Les arrestations massives – près de 500 en deux jours – soulèvent également des questions sur la gestion des libertés publiques. Dans un pays où la contestation est rare, cette répression pourrait avoir des répercussions à long terme sur la relation entre le pouvoir et la population.
Quel Avenir pour l’Angola ?
Les événements de Luanda mettent en lumière les défis structurels auxquels l’Angola est confronté. La dépendance au pétrole, les inégalités sociales et la fragilité économique sont autant de bombes à retardement. Si la grève des taxis a été l’étincelle, elle révèle un malaise bien plus profond.
Pour apaiser les tensions, le gouvernement devra non seulement revoir sa politique de subventions, mais aussi s’attaquer aux racines de la pauvreté et de l’exclusion. Cela passe par des investissements dans les infrastructures, l’éducation et la création d’emplois. Sans ces réformes, le risque de nouvelles explosions sociales reste élevé.

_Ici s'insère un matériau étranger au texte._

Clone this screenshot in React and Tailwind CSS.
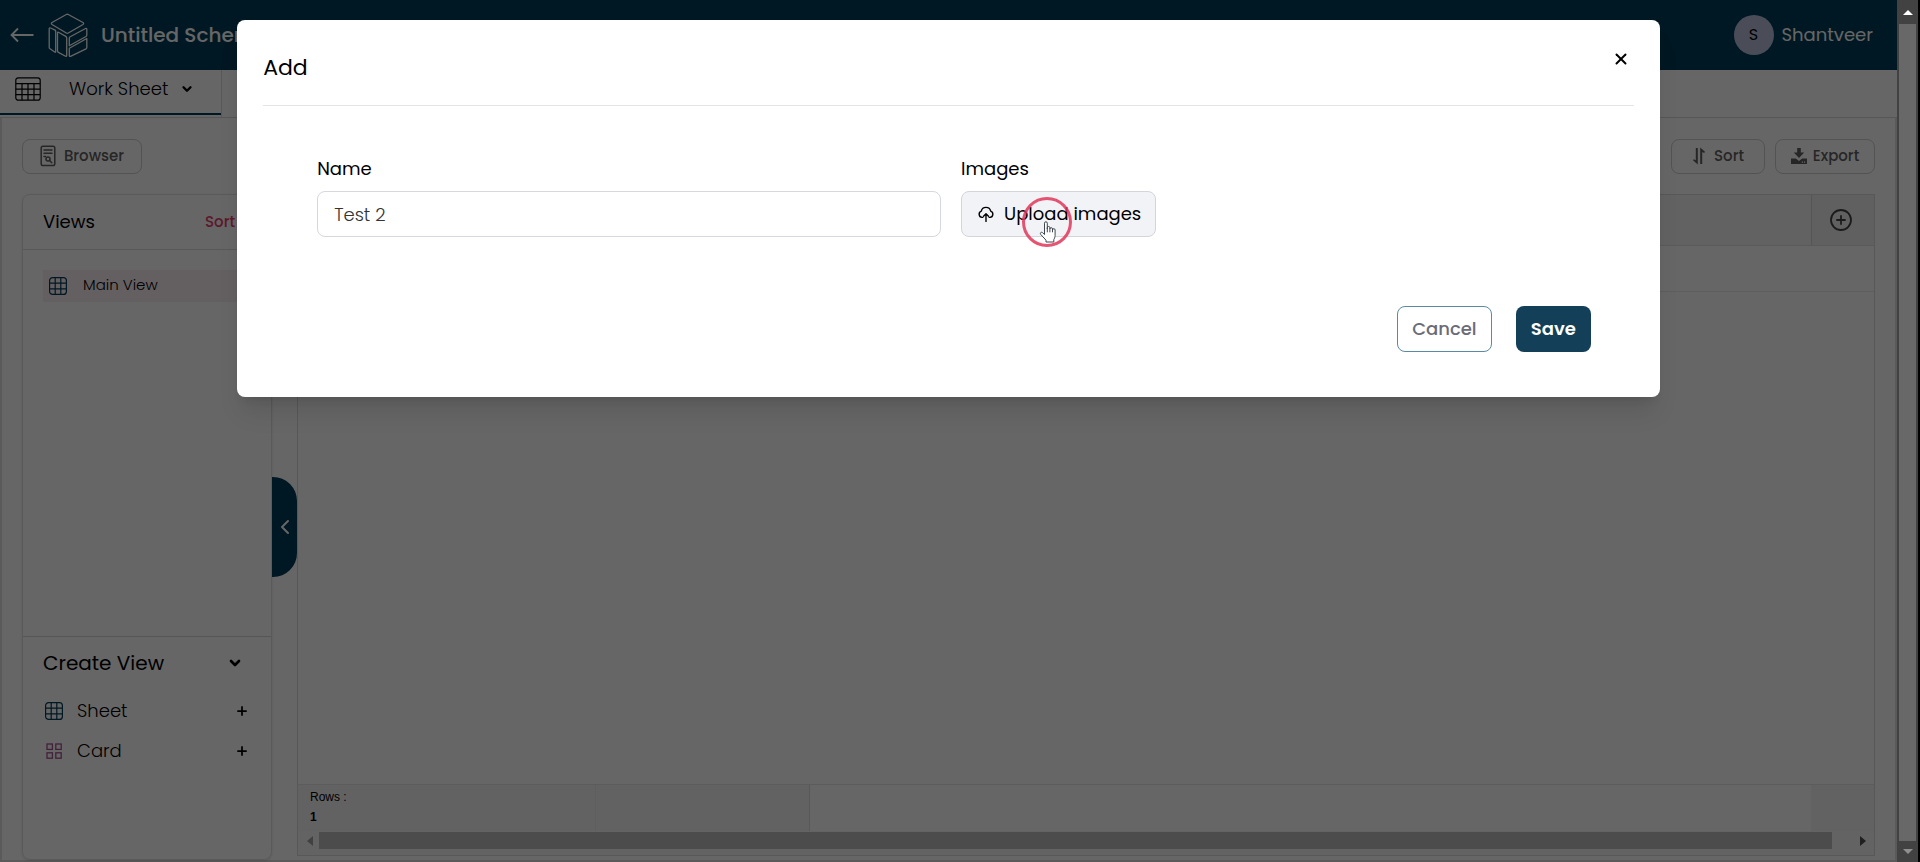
import { ChevronDown, ChevronLeft, Plus, X, CirclePlus } from "lucide-react";

function GridIcon({ className }) {
  return (
    <svg viewBox="0 0 18 18" className={className} fill="none" stroke="currentColor" strokeWidth="1.2">
      <rect x="0.6" y="0.6" width="16.8" height="16.8" rx="3" />
      <path d="M6.2 0.6v16.8M11.8 0.6v16.8M0.6 6.2h16.8M0.6 11.8h16.8" />
    </svg>
  );
}

function CardIcon({ className }) {
  return (
    <svg viewBox="0 0 18 18" className={className} fill="none" stroke="currentColor" strokeWidth="1.3">
      <rect x="2" y="2" width="5.4" height="5.4" />
      <rect x="10.8" y="2" width="5.4" height="5.4" />
      <rect x="2" y="10.8" width="5.4" height="5.4" />
      <rect x="10.8" y="10.8" width="5.4" height="5.4" />
    </svg>
  );
}

function TableIcon({ className }) {
  return (
    <svg viewBox="0 0 26 24" className={className} fill="none" stroke="currentColor" strokeWidth="1.2">
      <rect x="0.8" y="0.8" width="24.4" height="22.4" rx="2.5" />
      <path d="M0.8 6.6h24.4M0.8 12.2h24.4M0.8 17.7h24.4M7 6.6v16.6M13 6.6v16.6M19 6.6v16.6" />
    </svg>
  );
}

function LogoIcon({ className }) {
  return (
    <svg viewBox="0 0 40 45" className={className} fill="none" stroke="currentColor" strokeWidth="1.3" strokeLinejoin="round" strokeLinecap="round">
      <path d="M18.300 1.500Q19.300 1 20.300 1.500L35 9.500Q36.300 10.500 35 11.500L20.300 20Q19.300 20.600 18.300 20L4 11.500Q2.700 10.500 4 9.500Z" />
      <path d="M1.200 16Q1.200 14.500 2.500 15L6.700 16.800Q7.700 17.300 7.700 18.300V38.600Q7.700 39.700 6.700 39L2 35.800Q1.200 35.300 1.200 34.300Z" />
      <path d="M9.500 20Q9.500 18.800 10.500 19.300L17.800 23.400Q18.700 24 18.700 25V42.500Q18.700 43.800 17.600 43.200L10.400 39.400Q9.500 39 9.500 38Z" />
      <path d="M21.300 25.200Q21.300 24.300 22.200 23.800L37.500 15.500Q38.800 15 38.800 16.300V22Q38.800 23 38 23.500L21.300 32.700Z" />
      <path d="M21.300 35.300 38.800 25.500V34.500Q38.800 35.400 38 35.900L22.500 43.300Q21.300 43.800 21.300 42.500Z" />
    </svg>
  );
}

function BrowserIcon({ className }) {
  return (
    <svg viewBox="0 0 16 22" className={className} fill="none" stroke="currentColor" strokeWidth="1.5" strokeLinecap="round">
      <rect x="1.200" y="1.200" width="13.600" height="19.300" rx="1.800" />
      <path d="M4 5h8M4 8.300h8M4 11.500h1.500" />
      <circle cx="8" cy="14" r="2" />
      <path d="m9.600 15.600 2.200 2.200" />
    </svg>
  );
}

function BackIcon({ className }) {
  return (
    <svg viewBox="0 0 24 16" className={className} fill="none" stroke="currentColor" strokeWidth="1.800">
      <path d="M23.500 8H2M8 1.500 1.500 8 8 14.500" />
    </svg>
  );
}

function SortIcon({ className }) {
  return (
    <svg viewBox="0 0 14 18" className={className} fill="currentColor">
      <path d="M3.800 1h2v16.500L1 13.200l.8-1 2 1ZM10.200 17h-2V.5L13 4.800l-.8 1.200-2-1Z" />
    </svg>
  );
}

function ExportIcon({ className }) {
  return (
    <svg viewBox="0 0 16 16" className={className} fill="currentColor">
      <path d="M6.200 0h3.600v4.600h3.400L8 10 2.800 4.600h3.400Z" />
      <path d="M0 10.500h4.800L8 13l3.200-2.500H16V16H0Zm10.800 3v1.200h1.200v-1.200Zm2.200 0v1.200h1.200v-1.200Z" fillRule="evenodd" />
    </svg>
  );
}

function UploadIcon({ className }) {
  return (
    <svg viewBox="0 0 16 16" className={className} fill="none" stroke="currentColor" strokeWidth="1.400" strokeLinecap="round" strokeLinejoin="round">
      <path d="M4.800 11.400H4A3.200 3.200 0 0 1 3.300 5.200 4.800 4.800 0 0 1 12.700 5.200 3.200 3.200 0 0 1 12 11.400h-.8" />
      <path d="M8 15.500V8M5.500 10.200 8 7.700l2.500 2.500" />
    </svg>
  );
}

function HandCursor({ className }) {
  return (
    <svg viewBox="0 0 17 22" className={className} fill="#ffffff" stroke="#3f4652" strokeWidth="1" strokeLinejoin="round">
      <path d="M5 13.500V2.200a1.400 1.400 0 0 1 2.800 0V8V6.800a1.300 1.300 0 0 1 2.600 0V8a1.300 1.300 0 0 1 2.600 0v1a1.300 1.300 0 0 1 2.600 0v5.500c0 2-.8 3-1.300 4.200V21H6.500v-1.800L1.200 13.400C.2 12 1.700 10.600 3 11.600Z" />
      <path d="M7.800 7.500v3.800M10.400 8v3.300M13 9v2.300" fill="none" />
    </svg>
  );
}

function ToolButton({ icon, children, className }) {
  return (
    <button type="button" className={`flex h-[35px] items-center justify-center rounded-lg border border-[#d0d0d0] text-[15px] font-medium text-[#5f5f5f] ${className}`}>
      {icon}
      {children}
    </button>
  );
}

function AppHeader() {
  return (
    <header className="flex h-[70px] shrink-0 items-center bg-[#003c58] pl-2.5 pr-6">
      <button type="button" aria-label="Back" className="text-white">
        <BackIcon className="h-4 w-6" />
      </button>
      <LogoIcon className="ml-3.5 h-[45px] w-10 text-white" />
      <h1 className="ml-[13px] text-xl font-medium text-white">Untitled Schema</h1>
      <div className="ml-auto flex items-center gap-2">
        <span className="flex size-10 items-center justify-center rounded-full bg-[#b8c0dc] text-base text-black">S</span>
        <span className="text-lg text-white">Shantveer</span>
      </div>
    </header>
  );
}

function TabBar() {
  return (
    <nav className="flex h-12 shrink-0 border-b border-[#d2d6da]">
      <div className="flex w-[222px] border-r border-[#dadfe4]">
        <button type="button" className="flex h-[45px] w-full items-center border-b-2 border-[#003c58] pb-1.5 pl-[15px] text-lg font-light text-black">
          <TableIcon className="h-6 w-[26px]" />
          <span className="ml-7">Work Sheet</span>
          <ChevronDown className="ml-3 size-3.5" strokeWidth={4} />
        </button>
      </div>
    </nav>
  );
}

function ViewsPanel() {
  return (
    <aside className="flex w-[250px] shrink-0 flex-col rounded-lg border border-[#e2e2e2] shadow-sm">
      <div className="flex h-[55px] items-center justify-between border-b border-[#dcdcdc] px-5">
        <h2 className="text-lg">Views</h2>
        <button type="button" className="mr-4 text-[15px] font-medium text-[#e83e6b]">Sort</button>
      </div>
      <div className="flex-1 px-5 pt-5">
        <button type="button" className="flex h-8 w-full items-center gap-4 bg-[#fbeef0] pl-1.5 text-[15px] font-light">
          <GridIcon className="size-[18px] text-[#003c58]" />
          <span className="pb-0.5">Main View</span>
        </button>
      </div>
      <div className="h-[223px] border-t border-[#d6d6d6] px-5 pt-2.5">
        <div className="flex items-center justify-between pr-2">
          <h2 className="text-xl leading-8">Create View</h2>
          <ChevronDown className="size-4" strokeWidth={4} />
        </div>
        <ul className="mt-3 text-lg font-light">
          <li className="flex h-10 items-center gap-3.5 pl-0.5">
            <GridIcon className="size-[18px] text-[#003c58]" />
            Sheet
            <button type="button" aria-label="Add sheet" className="ml-auto pr-0.5">
              <Plus className="size-3.5" strokeWidth={3} />
            </button>
          </li>
          <li className="flex h-10 items-center gap-3.5 pl-0.5">
            <CardIcon className="size-[18px] text-[#a9518f]" />
            Card
            <button type="button" aria-label="Add card" className="ml-auto pr-0.5">
              <Plus className="size-3.5" strokeWidth={3} />
            </button>
          </li>
        </ul>
      </div>
    </aside>
  );
}

function Sheet() {
  return (
    <section className="mb-1 flex min-w-0 flex-1 flex-col border border-[#dddddd]">
      <div className="flex h-[51px] border-b border-[#e2e2e2] bg-[#f5f5f5]">
        <div className="flex-1" />
        <button type="button" aria-label="Add column" className="flex w-[63px] items-center justify-center border-l border-[#d4d4d4] bg-[#f0f0f0] pr-1 text-[#444444]">
          <CirclePlus className="size-6" strokeWidth={1.8} />
        </button>
      </div>
      <div className="h-[46px] border-b border-[#eaeaea]" />
      <div className="flex-1" />
      <div className="flex h-[47px] border-t border-[#e6e6e6] font-['Liberation_Sans',sans-serif] text-xs">
        <div className="w-[298px] border-r border-[#ececec] bg-[#f5f5f5] pl-3 pt-0.5">
          <p className="leading-5">Rows :</p>
          <p className="leading-5 font-bold">1</p>
        </div>
        <div className="w-[214px] border-r border-[#dddddd] bg-[#f5f5f5]" />
        <div className="flex-1" />
        <div className="w-[63px] bg-[#f4f4f4]" />
      </div>
      <div className="flex h-6 items-start bg-[#f8f8f8] pt-px">
        <svg viewBox="0 0 6 10" className="ml-[9px] mr-1.5 mt-1 h-2.5 w-1.5" fill="#a3a3a3"><path d="M6 0v10L0 5Z" /></svg>
        <div className="h-[17px] flex-1 bg-[#bdbdbd]" />
        <svg viewBox="0 0 6 10" className="ml-7 mr-2 mt-1 h-2.5 w-1.5" fill="#505050"><path d="M0 0v10l6-5Z" /></svg>
      </div>
    </section>
  );
}

function AddDialog() {
  return (
    <div className="absolute inset-0 flex items-start justify-center bg-black/60 pt-5">
      <div role="dialog" aria-modal="true" aria-labelledby="dialog-title" className="flex h-[377px] w-3/4 flex-col rounded-lg bg-white px-[26px] shadow-xl">
        <div className="flex h-[86px] shrink-0 items-start justify-between border-b border-[#e2e4e8] pr-1">
          <h2 id="dialog-title" className="pt-8 text-[22px] leading-8">Add</h2>
          <button type="button" aria-label="Close" className="mt-[30px]">
            <X className="size-[18px]" strokeWidth={2.6} />
          </button>
        </div>
        <form className="flex flex-1 flex-col pl-[54px] pr-[43px] pt-[51px] text-lg">
          <div className="flex gap-5 pr-1.5">
            <div className="flex flex-1 flex-col gap-2.5">
              <label htmlFor="name" className="leading-6">Name</label>
              <input id="name" defaultValue="Test 2" className="h-[46px] rounded-lg border border-[#d5d8e0] px-4 font-light text-[#333333]" />
            </div>
            <div className="flex flex-1 flex-col items-start gap-2.5">
              <span className="leading-6">Images</span>
              <div className="relative">
                <button type="button" className="flex h-[46px] items-center gap-2.5 rounded-lg border border-[#d3d5db] bg-[#f2f3f6] pl-4 pr-3.5">
                  <UploadIcon className="size-4" />
                  Upload images
                </button>
                <span className="absolute left-[61px] top-1.5 size-[50px] rounded-full border-[3px] border-[#e2365a]/85" />
                <HandCursor className="absolute left-[78px] top-[30px] h-[22px] w-[18px]" />
              </div>
            </div>
          </div>
          <div className="mt-[69px] flex justify-end gap-6">
            <button type="button" className="h-[46px] w-[95px] rounded-lg border border-[#5d8aa3] font-medium text-[#6b6b76]">Cancel</button>
            <button type="submit" className="h-[46px] w-[75px] rounded-lg bg-[#133f58] font-semibold text-white">Save</button>
          </div>
        </form>
      </div>
    </div>
  );
}

function PageScrollbar() {
  return (
    <div className="flex w-[23px] shrink-0 flex-col border-r-2 border-black bg-[#424242]">
      <div className="flex h-6 items-center justify-center">
        <svg viewBox="0 0 10 5" className="h-[5px] w-2.5" fill="#ffffff"><path d="M0 5h10L5 0Z" /></svg>
      </div>
      <div className="ml-0.5 mr-0.5 flex-1 bg-[#686868]" />
      <div className="flex h-[21px] items-center justify-center">
        <svg viewBox="0 0 10 5" className="h-[5px] w-2.5" fill="#8f8f8f"><path d="M0 0h10L5 5Z" /></svg>
      </div>
    </div>
  );
}

export default function App() {
  return (
    <div className="flex h-screen overflow-hidden bg-white font-['Poppins','Inter',sans-serif] text-black">
      <div className="relative flex min-w-0 flex-1 flex-col">
        <AppHeader />
        <TabBar />
        <main className="flex min-h-0 flex-1 flex-col border-x-2 border-b-2 border-[#e0e0e0] px-5">
          <div className="flex h-[76px] items-center gap-2.5">
            <ToolButton icon={<BrowserIcon className="mr-2 h-[22px] w-4" />} className="w-[120px]">Browser</ToolButton>
            <ToolButton icon={<SortIcon className="mr-2 h-[18px] w-3.5" />} className="ml-auto w-[94px]">Sort</ToolButton>
            <ToolButton icon={<ExportIcon className="mr-1.5 size-4" />} className="w-[100px]">Export</ToolButton>
          </div>
          <div className="flex min-h-0 flex-1">
            <ViewsPanel />
            <button type="button" aria-label="Collapse views" className="mt-[283px] flex h-[100px] w-[25px] shrink-0 items-center justify-center rounded-r-3xl bg-[#003c58] text-white">
              <ChevronLeft className="size-6" />
            </button>
            <Sheet />
          </div>
        </main>
        <AddDialog />
      </div>
      <PageScrollbar />
    </div>
  );
}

Problème | Impact | Solution potentielle |
---|---|---|
Hausse du carburant | Augmentation des coûts de transport | Réévaluer les subventions |
Inégalités | Frustration sociale | Redistribution des richesses |
Chômage | Désespoir des jeunes | Programmes d’emploi |
En conclusion, les violences de Luanda ne sont pas un incident isolé, mais le symptôme d’un malaise profond. La hausse du carburant a agi comme un catalyseur, révélant les fractures d’une société en quête de justice et d’équité. L’Angola, à la croisée des chemins, devra trouver un équilibre entre réformes économiques et apaisement social pour éviter que la colère ne s’embrase à nouveau.